Vingt arrestations et des poursuites devant les tribunaux militaires dans un contexte de répression accrue
Le mutisme des autorités camerounaises sur les circonstances exactes de la mort de Zouhaïra, institutrice de 34 ans tuée le 21 octobre à Garoua, devient un problème politique majeur. Selon les informations exclusives obtenues par Jeune Afrique, le ministre de l'Administration territoriale, Paul Atanga Nji, directement responsable de la coordination du maintien de l'ordre à travers les gouverneurs de région, n'a toujours pas réagi aux sollicitations, deux jours après le drame.
Le silence officiel contraste violemment avec la fermeté affichée par le gouvernement. Jeune Afrique a pu confirmer que vingt personnes ont été arrêtées à Garoua depuis la présidentielle du 12 octobre. Ces interpellations interviennent dans un climat de tension extrême, alimenté par les revendications de victoire de l'opposant Issa Tchiroma Bakary.
Révélation plus inquiétante encore : ces vingt personnes doivent être déférées devant les tribunaux militaires pour « faits d'insurrection et incitation à la rébellion ». Le recours à la justice militaire pour des civils manifestants marque un durcissement notable de la posture gouvernementale, alors que le pays attend la proclamation des résultats définitifs le 27 octobre.
Les témoignages recueillis par Jeune Afrique décrivent un impressionnant déploiement des forces de l'ordre dans plusieurs quartiers stratégiques de Garoua. Un « imposant dispositif sécuritaire » a notamment été observé aux abords du siège local de la Sodecoton (Société de développement du coton du Cameroun), entreprise emblématique de cette région cotonnière.
Les quartiers de Poumpoumré, où résidait Zouhaïra, ont été le théâtre d'affrontements sporadiques. Des coups de feu ont été entendus à plusieurs reprises, selon de multiples témoins interrogés par notre rédaction. Le bilan humain reste flou : les sources locales évoquent au moins deux morts et plusieurs blessés, mais aucun chiffre officiel n'a été communiqué.

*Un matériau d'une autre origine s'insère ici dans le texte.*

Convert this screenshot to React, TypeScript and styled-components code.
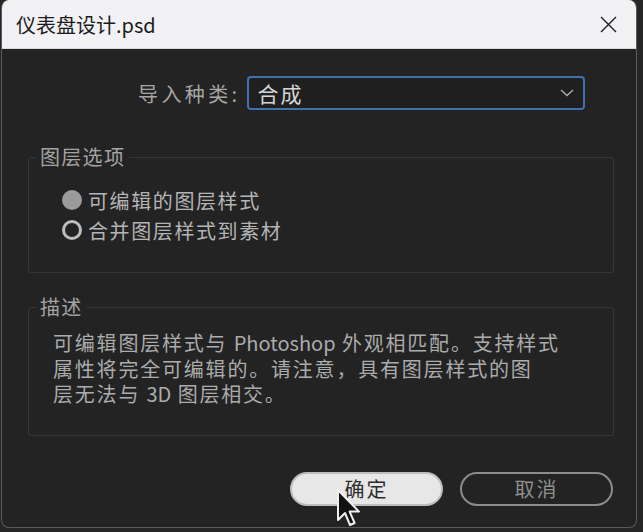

La controverse sur les circonstances de la mort de l'institutrice illustre le fossé entre la population et les autorités. Le père de Zouhaïra, dans un témoignage poignant diffusé sur Équinoxe TV et consulté par Jeune Afrique, affirme qu'un individu armé a ouvert le feu sur sa fille « à bout portant », à proximité du portail de leur domicile. « Ce n'était pas une balle perdue », martèle-t-il, accusant implicitement les forces de sécurité.
D'autres sources évoquent au contraire une « balle perdue » qui aurait atteint la jeune femme alors qu'elle traversait la manifestation en rentrant de son travail à l'école primaire arabe de Poumpoumré. Cette incertitude, en l'absence d'enquête transparente annoncée par le gouvernement, alimente toutes les spéculations.
Dans un communiqué publié le jour même du drame, Paul Atanga Nji avait prévenu que « toute tentative d'insurrection sera sévèrement réprimée ». Jeune Afrique a pu constater que cette déclaration a été interprétée par l'opposition comme une menace directe visant à dissuader les manifestants.
Les équipes d'Issa Tchiroma Bakary dénoncent ouvertement « une manœuvre » destinée à « intimider et dissuader les manifestants » de défendre ce qu'ils appellent « la vérité des urnes ». L'ancien ministre de la Communication, qui revendique une « victoire écrasante » avec environ 55 % des suffrages selon ses propres décomptes, maintient son appel à la mobilisation malgré les risques.
Le Conseil constitutionnel doit proclamer les résultats définitifs dans quatre jours. Les résultats provisoires donnent Paul Biya largement en tête avec 53,66 % contre 35,19 % pour Issa Tchiroma Bakary. Mais l'absence de transparence sur la mort de Zouhaïra et le recours aux tribunaux militaires pour juger des manifestants risquent d'envenimer davantage la situation.
Des manifestations sont attendues à Garoua, Dschang, Bafoussam, Yaoundé et Douala. Le visage de Zouhaïra, devenue symbole malgré elle d'une répression contestée, pourrait se retrouver au cœur de ces mobilisations. Dans ce contexte, le silence du ministre Atanga Nji, relevé par Jeune Afrique, apparaît comme un aveu d'embarras du pouvoir face à un drame aux conséquences politiques potentiellement explosives.